The other month I attended a lecture given by Professor Alf Adams, who has rather reluctantly taken on the moniker of the ‘Grandfather of the modern laser’.
He invented the quantum well strained laser, which showed greater efficiency and power than any previous iteration of the technology.
It came to truly change the world, finding applications in CD players, supermarket checkouts, telecommunications and superfast broadband to name but a few.
Adams took a fledgling technology and saw a way to modify it – growing the active crystal medium under strain – that enabled lasers to go from an academic curiosity to a device with enormous commercial potential.
Indeed the market is now worth over a billion pounds annually, though not much of that has found its way to Adams or the UK economy.
When he went to British firms none was willing to take on the risk.
And so it fell to Dutch electronics firm Philips in Eindhoven to take the idea forward. Suddenly CD players were viable for a mass market, being much smaller and cheaper, and the larger data capacity meant fast-processing of images, leading eventually to the development of DVDs and Blu-Ray.
Now it would be churlish to blame this all on sheepish British industry. The Dutch did get lucky. This was high-end experimental physics – still difficult to get your head around now – and more to the point, Adams’ modification seemed to run counter to everything people previously thought about lasers.
But it does raise the perennial question of how to turn our knack for great ideas and fundamental research in the UK into cash.
This is an enormously tough question of course. The path from the eureka moment Adams had whilst apparently walking on the beach in Brighton to a technology that finds itself in an average estimated 5 different devices in every UK household is a fraught one.
Indeed, graphene faces a very similar situation that lasers overcame some 30 years ago. It has demonstrated its potential but will need a practical breakthrough.

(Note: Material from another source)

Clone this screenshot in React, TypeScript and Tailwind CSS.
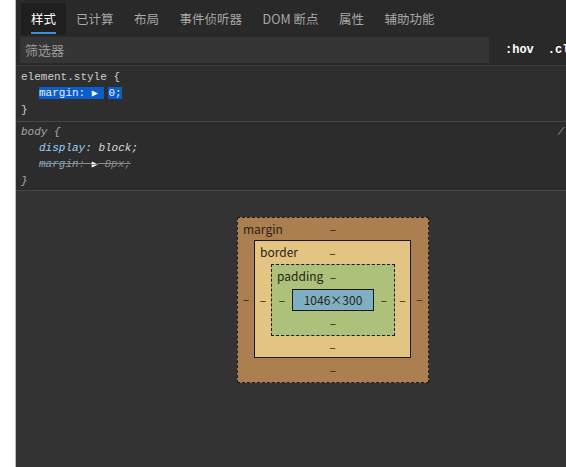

This requires attention at every stage from both the public and private sector, sometimes just a light, gentle nurturing touch and other times more of a push.
And to be clear this is quite distinct from the job performed by the new Catapult technology and innovation centres which co-locates quite mature technology so academic and industry both have access to it.

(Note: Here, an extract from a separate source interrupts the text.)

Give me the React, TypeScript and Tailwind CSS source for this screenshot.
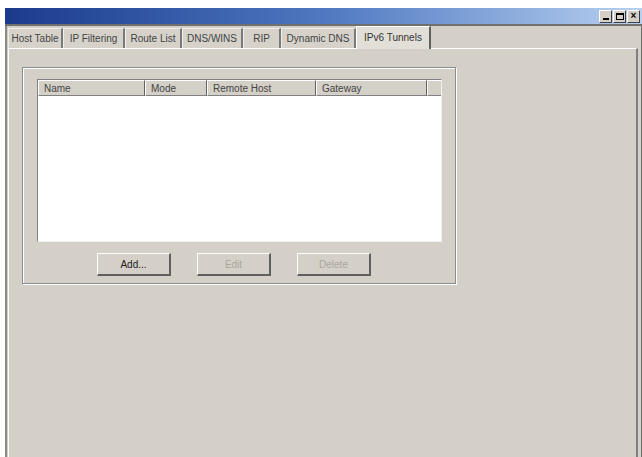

We are talking about certain aspects of high end-physics and curiosity-driven research being driven forward to the market.
Perhaps the place most associated with this sort of work is the CERN facility at Geneva which has significant UK funding.
The Science and Technology Facilities Council (STFC) and CERN this week announced the start of a major new joint initiative that will enable small high-tech businesses to bridge the gap between basic science and industry, as they translate innovative technologies developed at CERN into viable and profitable companies in the UK.
The CERN-STFC Business Incubation Centre (CERN BIC), which will be located at STFC’s Daresbury Laboratory in Cheshire, will nurture small businesses with innovative ideas and develop these ideas into marketable services and products.
Under the new scheme, five companies per year, over a period of two years, will benefit from a support package that includes up to £40k funding, 40 hours of free access to technical expertise and facilities across STFC, as well direct access to CERN’s technologies, expertise and intellectual property.
It follows a similar initiative which has been running for almost a year with the European Space Agency (the ESA BIC Harwell) which has now hit its target of signing up ten tenants within a year of launch. With the announcement of three new tenants, the ESA BIC, is now home to ten hi-tech, pioneering start- up companies, each of which will translate cutting edge space technologies into viable and profitable businesses in non-space industries.
For example Bennamann Ltd is using space technology developed by STFC to create a safe storage system for methane. This will make it easier to store methane generated by the anaerobic digestion of grass cuttings during summer months to provide heating and electricity for agriculture and homes during the winter.
Speaking to The Engineer, Paul Vernon, Head of New Business Opportunities explained the rationale behind the initiatives.
‘Things have been changing over the last few years, people are starting to embrace an open innovation model – but I still thing a lot of people struggle to understand it. Some big companies have embraced it and some haven’t. Some people think that open innovation is giving everything away and that’s just not the case.
‘We’re trying to foster open innovation at the campuses – we make IP available but it’s on commercial terms. We have deliberately gone out and interacted with the ESA which has broadened the IP that we’re able to access – so we now have access to IP from across the European space programme and now we’re doing something similar to CERN.’
Indeed STFC already has an active innovation programme, which starts with it identifying IP within STFC then looking for licensees or spinning out into companies and allowing high tech companies to be located at the campuses to benefit from closer links and ties.
‘One of things that we identified years ago, was that STFC sits on one of the best inventories of high tech kit of any organisation, but industry was struggling to gain access to it there was no coordinated easy access point for industry to come in and use it.’
I certainly get the impression that strong bridges are being built between research and industry whether though incubation centres like the STFC ones or the subtly different role of the Catapult centres or the Technology Strategy Board (TSB) stepping in to give support where needed.
But it does feel slightly piecemeal. I’m not sure it gives complete confidence that another Alf Adams type breakthrough will not be lost to the UK economy.
As well as these little bridges we need more overarching structures and I do strongly feel that means politicians and business leaders having a greater understanding of science and engineering – or indeed more engineers and scientists breaking into politics or taking seats in boardrooms.